Laporan ilmiah, "Global Tipping Points" kedua, baru-baru ini memberikan peringatan keras: planet Bumi telah melewati titik kritis (tipping point) iklim pertamanya. Terumbu karang air hangat, yang sangat penting bagi keanekaragaman hayati laut dan mata pencaharian hampir satu miliar orang, kini sedang menuju kehancuran yang tidak dapat diubah lagi.
Ini merupakan publikasi yang diprakarsai oleh University of Exeter bekerja sama dengan 160 ilmuwan dari 87 institusi di 23 negara, mengungkapkan ambang batas kritis bagi terumbu karang telah terlampaui.
Para ilmuwan mendefinisikan titik kritis itu sebagai momen di mana perubahan yang disebabkan oleh manusia dalam sistem iklim menjadi dapat berlanjut dengan sendirinya dan sulit untuk dibalikkan, yang mengarah pada dampak luas kerusakan yang lebih luas.
Menurut laporan tersebut, titik kritis bagi kelangsungan hidup terumbu karang diperkirakan berada pada tingkat pemanasan global 1,2°C di atas tingkat sebelum revolusi industri.
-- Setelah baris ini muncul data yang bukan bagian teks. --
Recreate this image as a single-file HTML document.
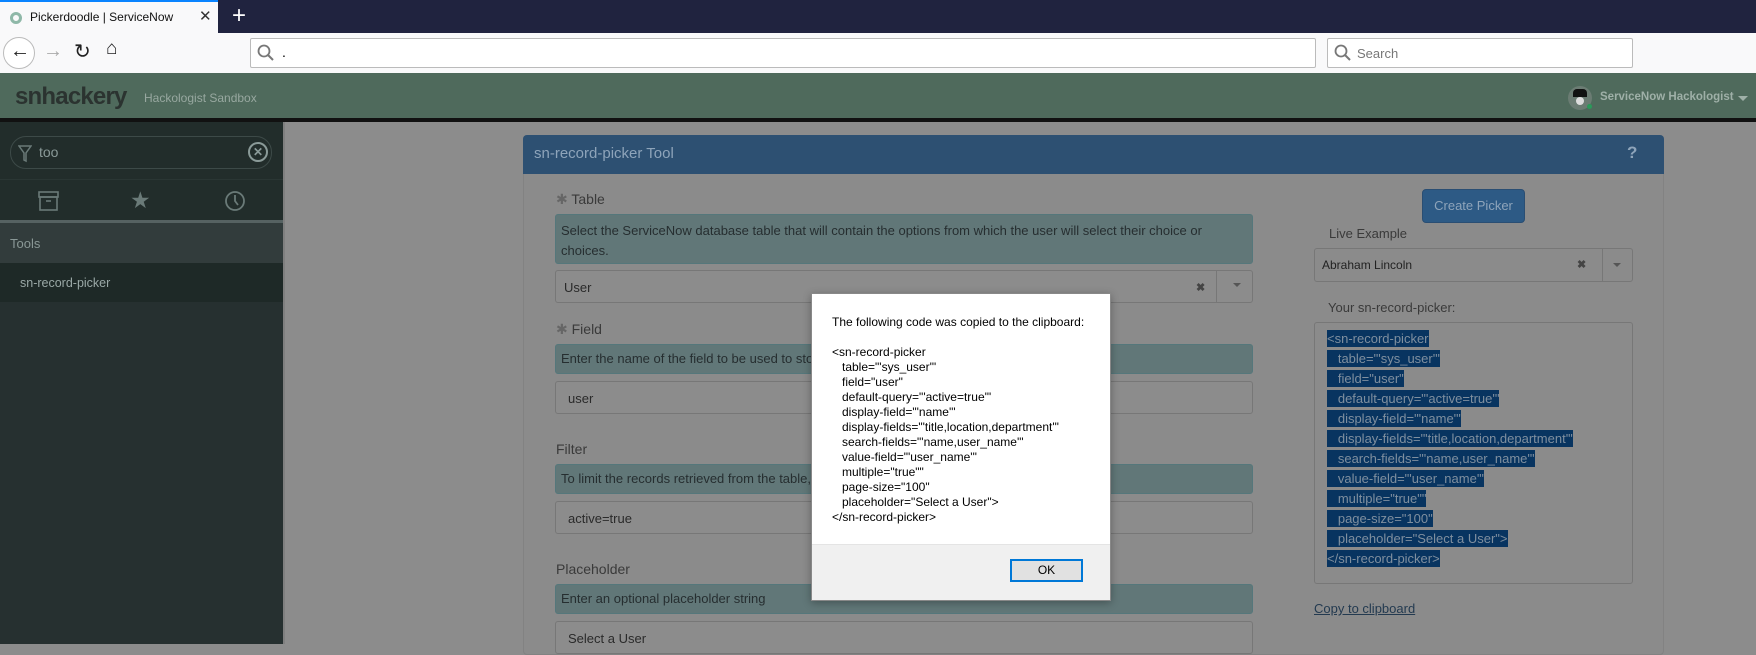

Sementara, saat ini, planet kita telah memanas hingga sekitar 1,4°C.
Akibatnya, terumbu karang telah mengalami peristiwa pemutihan (bleaching) global terburuk yang pernah tercatat sejak Januari 2023, di mana lebih dari 80% terumbu karang di lebih dari 80 negara terdampak oleh suhu laut yang ekstrem.
"Kita berada dalam realitas iklim yang baru." kata Direksi di Global Systems Institute di University of Exeter, Tim Lenton, dalam laporan yang dikutip dari Time.
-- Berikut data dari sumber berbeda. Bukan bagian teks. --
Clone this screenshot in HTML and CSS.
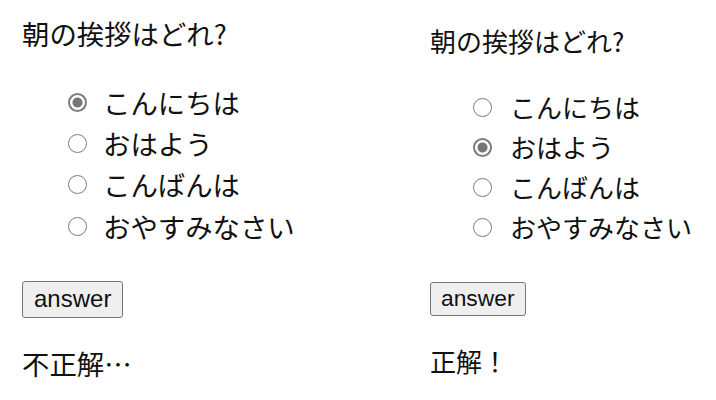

Pemutihan karang terjadi ketika suhu laut yang terlalu hangat menyebabkan karang mengeluarkan alga simbiotik yang hidup di jaringannya, membuat warnanya menjadi putih. Jika kondisi ini berlangsung lama, karang akan mati. Kehancuran ekosistem ini merupakan ancaman besar, karena terumbu karang merupakan rumah bagi sekitar seperempat dari seluruh spesies laut dan menopang kehidupan ratusan juta orang.
Para peneliti bahkan memperingatkan, jika pemanasan global dapat distabilkan pada 1,5°C, target ambisius Perjanjian Paris, itu tidak akan cukup untuk mencegah keruntuhan terumbu karang secara luas.
Laporan tersebut menyatakan bahwa satu-satunya harapan untuk melestarikan sisa-sisa terumbu karang adalah dengan mengembalikan suhu global ke tingkat pemanasan sekitar 1°C, yang harus disertai dengan upaya konservasi lokal yang agresif.
Selain terumbu karang, laporan tersebut juga menyoroti titik kritis lain yang mengancam, termasuk potensi runtuhnya Sirkulasi Pembalikan Meridional Atlantik (AMOC), sebuah sistem arus laut vital. Keruntuhannya dapat memicu musim dingin yang lebih ekstrem di Eropa, mengganggu musim hujan di Afrika dan Asia Selatan, serta mengacaukan sistem pangan global.
Indikator kunci lainnya adalah pencairan lapisan es Greenland dan Antartika Barat. Para ilmuwan memperingatkan bahwa lapisan es raksasa ini sudah menunjukkan tanda-tanda ketidakstabilan dan mendekati titik di mana pencairan menjadi proses yang tidak dapat dihentikan lagi, bahkan jika suhu global menurun.
Melelehnya lapisan es ini secara penuh dapat menyebabkan kenaikan permukaan air laut global hingga beberapa meter, yang akan menenggelamkan kota-kota pesisir di seluruh dunia dan menggusur ratusan juta orang.